■ Given material

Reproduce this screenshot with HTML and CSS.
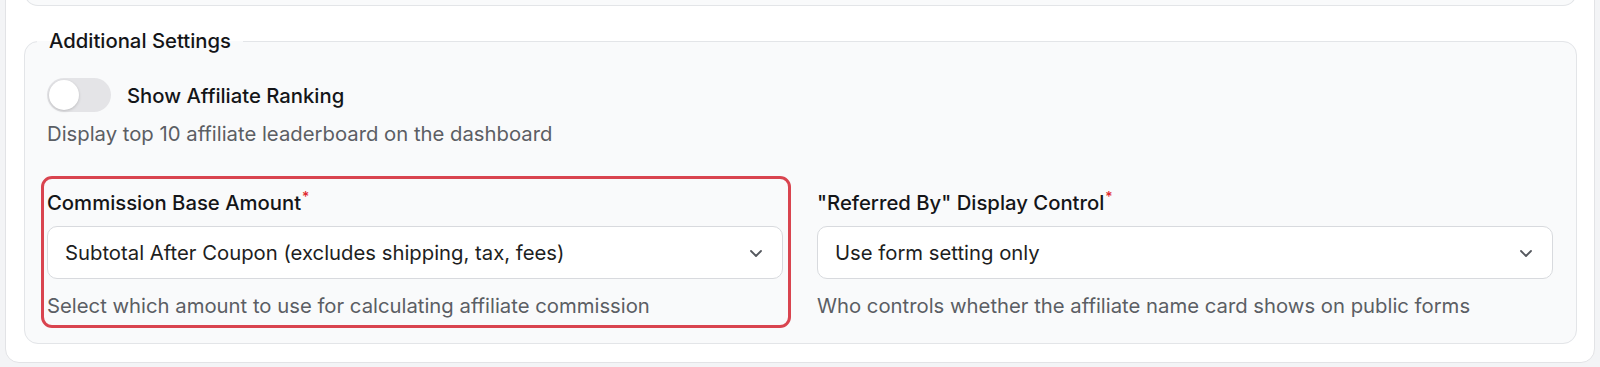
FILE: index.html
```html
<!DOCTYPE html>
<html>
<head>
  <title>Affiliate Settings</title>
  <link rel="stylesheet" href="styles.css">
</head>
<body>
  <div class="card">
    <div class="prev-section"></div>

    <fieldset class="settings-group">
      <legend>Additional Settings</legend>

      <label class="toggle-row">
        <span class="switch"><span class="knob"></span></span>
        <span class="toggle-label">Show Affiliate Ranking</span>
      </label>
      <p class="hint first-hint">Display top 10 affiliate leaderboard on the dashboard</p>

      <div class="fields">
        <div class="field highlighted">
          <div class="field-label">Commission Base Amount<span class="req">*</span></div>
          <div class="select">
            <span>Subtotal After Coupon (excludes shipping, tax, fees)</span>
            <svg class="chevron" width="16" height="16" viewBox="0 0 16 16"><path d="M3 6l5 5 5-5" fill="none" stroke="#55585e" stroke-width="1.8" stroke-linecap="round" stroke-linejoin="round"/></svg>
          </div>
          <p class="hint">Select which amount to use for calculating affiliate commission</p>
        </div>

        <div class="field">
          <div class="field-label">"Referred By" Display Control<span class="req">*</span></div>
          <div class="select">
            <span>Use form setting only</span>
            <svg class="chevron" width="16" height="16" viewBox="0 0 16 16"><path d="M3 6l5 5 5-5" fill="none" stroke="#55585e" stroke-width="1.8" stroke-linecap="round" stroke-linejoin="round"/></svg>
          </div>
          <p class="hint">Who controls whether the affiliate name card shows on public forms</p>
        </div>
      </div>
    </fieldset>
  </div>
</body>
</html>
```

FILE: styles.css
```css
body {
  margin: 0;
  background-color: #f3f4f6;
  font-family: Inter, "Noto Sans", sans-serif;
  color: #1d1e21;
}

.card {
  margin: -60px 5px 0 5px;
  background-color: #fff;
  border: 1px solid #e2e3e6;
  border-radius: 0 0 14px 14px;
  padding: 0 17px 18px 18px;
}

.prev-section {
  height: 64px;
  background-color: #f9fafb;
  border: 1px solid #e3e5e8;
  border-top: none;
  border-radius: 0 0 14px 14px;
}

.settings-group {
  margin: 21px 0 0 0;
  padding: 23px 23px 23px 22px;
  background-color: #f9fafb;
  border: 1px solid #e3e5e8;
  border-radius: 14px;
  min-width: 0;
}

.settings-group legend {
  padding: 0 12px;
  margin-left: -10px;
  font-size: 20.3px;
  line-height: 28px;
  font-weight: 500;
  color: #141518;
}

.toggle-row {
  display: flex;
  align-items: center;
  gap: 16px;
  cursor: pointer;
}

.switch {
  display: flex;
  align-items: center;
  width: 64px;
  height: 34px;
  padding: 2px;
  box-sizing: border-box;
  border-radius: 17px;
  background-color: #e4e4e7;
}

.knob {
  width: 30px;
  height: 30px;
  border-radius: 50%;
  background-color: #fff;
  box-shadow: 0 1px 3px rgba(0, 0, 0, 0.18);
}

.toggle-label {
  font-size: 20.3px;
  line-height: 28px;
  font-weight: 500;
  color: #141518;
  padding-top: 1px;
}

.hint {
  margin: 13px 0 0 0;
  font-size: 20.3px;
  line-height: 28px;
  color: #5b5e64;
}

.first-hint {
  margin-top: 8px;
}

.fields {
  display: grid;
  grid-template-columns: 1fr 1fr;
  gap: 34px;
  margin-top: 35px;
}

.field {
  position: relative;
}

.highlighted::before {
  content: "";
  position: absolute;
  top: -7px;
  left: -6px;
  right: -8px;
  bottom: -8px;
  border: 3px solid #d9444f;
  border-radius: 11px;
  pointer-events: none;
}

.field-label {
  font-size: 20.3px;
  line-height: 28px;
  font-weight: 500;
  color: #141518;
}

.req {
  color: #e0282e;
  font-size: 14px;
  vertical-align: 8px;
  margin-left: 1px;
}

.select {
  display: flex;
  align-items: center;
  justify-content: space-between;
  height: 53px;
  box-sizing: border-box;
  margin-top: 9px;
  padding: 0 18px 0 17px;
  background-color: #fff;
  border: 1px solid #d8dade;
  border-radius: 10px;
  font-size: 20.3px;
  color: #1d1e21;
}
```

■ Problem to solve
Repeat the material above in full and exactly, omitting the pictures.

■ Problem solution
Reproduce this screenshot with HTML and CSS.
FILE: index.html
```html
<!DOCTYPE html>
<html>
<head>
  <title>Affiliate Settings</title>
  <link rel="stylesheet" href="styles.css">
</head>
<body>
  <div class="card">
    <div class="prev-section"></div>

    <fieldset class="settings-group">
      <legend>Additional Settings</legend>

      <label class="toggle-row">
        <span class="switch"><span class="knob"></span></span>
        <span class="toggle-label">Show Affiliate Ranking</span>
      </label>
      <p class="hint first-hint">Display top 10 affiliate leaderboard on the dashboard</p>

      <div class="fields">
        <div class="field highlighted">
          <div class="field-label">Commission Base Amount<span class="req">*</span></div>
          <div class="select">
            <span>Subtotal After Coupon (excludes shipping, tax, fees)</span>
            <svg class="chevron" width="16" height="16" viewBox="0 0 16 16"><path d="M3 6l5 5 5-5" fill="none" stroke="#55585e" stroke-width="1.8" stroke-linecap="round" stroke-linejoin="round"/></svg>
          </div>
          <p class="hint">Select which amount to use for calculating affiliate commission</p>
        </div>

        <div class="field">
          <div class="field-label">"Referred By" Display Control<span class="req">*</span></div>
          <div class="select">
            <span>Use form setting only</span>
            <svg class="chevron" width="16" height="16" viewBox="0 0 16 16"><path d="M3 6l5 5 5-5" fill="none" stroke="#55585e" stroke-width="1.8" stroke-linecap="round" stroke-linejoin="round"/></svg>
          </div>
          <p class="hint">Who controls whether the affiliate name card shows on public forms</p>
        </div>
      </div>
    </fieldset>
  </div>
</body>
</html>
```

FILE: styles.css
```css
body {
  margin: 0;
  background-color: #f3f4f6;
  font-family: Inter, "Noto Sans", sans-serif;
  color: #1d1e21;
}

.card {
  margin: -60px 5px 0 5px;
  background-color: #fff;
  border: 1px solid #e2e3e6;
  border-radius: 0 0 14px 14px;
  padding: 0 17px 18px 18px;
}

.prev-section {
  height: 64px;
  background-color: #f9fafb;
  border: 1px solid #e3e5e8;
  border-top: none;
  border-radius: 0 0 14px 14px;
}

.settings-group {
  margin: 21px 0 0 0;
  padding: 23px 23px 23px 22px;
  background-color: #f9fafb;
  border: 1px solid #e3e5e8;
  border-radius: 14px;
  min-width: 0;
}

.settings-group legend {
  padding: 0 12px;
  margin-left: -10px;
  font-size: 20.3px;
  line-height: 28px;
  font-weight: 500;
  color: #141518;
}

.toggle-row {
  display: flex;
  align-items: center;
  gap: 16px;
  cursor: pointer;
}

.switch {
  display: flex;
  align-items: center;
  width: 64px;
  height: 34px;
  padding: 2px;
  box-sizing: border-box;
  border-radius: 17px;
  background-color: #e4e4e7;
}

.knob {
  width: 30px;
  height: 30px;
  border-radius: 50%;
  background-color: #fff;
  box-shadow: 0 1px 3px rgba(0, 0, 0, 0.18);
}

.toggle-label {
  font-size: 20.3px;
  line-height: 28px;
  font-weight: 500;
  color: #141518;
  padding-top: 1px;
}

.hint {
  margin: 13px 0 0 0;
  font-size: 20.3px;
  line-height: 28px;
  color: #5b5e64;
}

.first-hint {
  margin-top: 8px;
}

.fields {
  display: grid;
  grid-template-columns: 1fr 1fr;
  gap: 34px;
  margin-top: 35px;
}

.field {
  position: relative;
}

.highlighted::before {
  content: "";
  position: absolute;
  top: -7px;
  left: -6px;
  right: -8px;
  bottom: -8px;
  border: 3px solid #d9444f;
  border-radius: 11px;
  pointer-events: none;
}

.field-label {
  font-size: 20.3px;
  line-height: 28px;
  font-weight: 500;
  color: #141518;
}

.req {
  color: #e0282e;
  font-size: 14px;
  vertical-align: 8px;
  margin-left: 1px;
}

.select {
  display: flex;
  align-items: center;
  justify-content: space-between;
  height: 53px;
  box-sizing: border-box;
  margin-top: 9px;
  padding: 0 18px 0 17px;
  background-color: #fff;
  border: 1px solid #d8dade;
  border-radius: 10px;
  font-size: 20.3px;
  color: #1d1e21;
}
```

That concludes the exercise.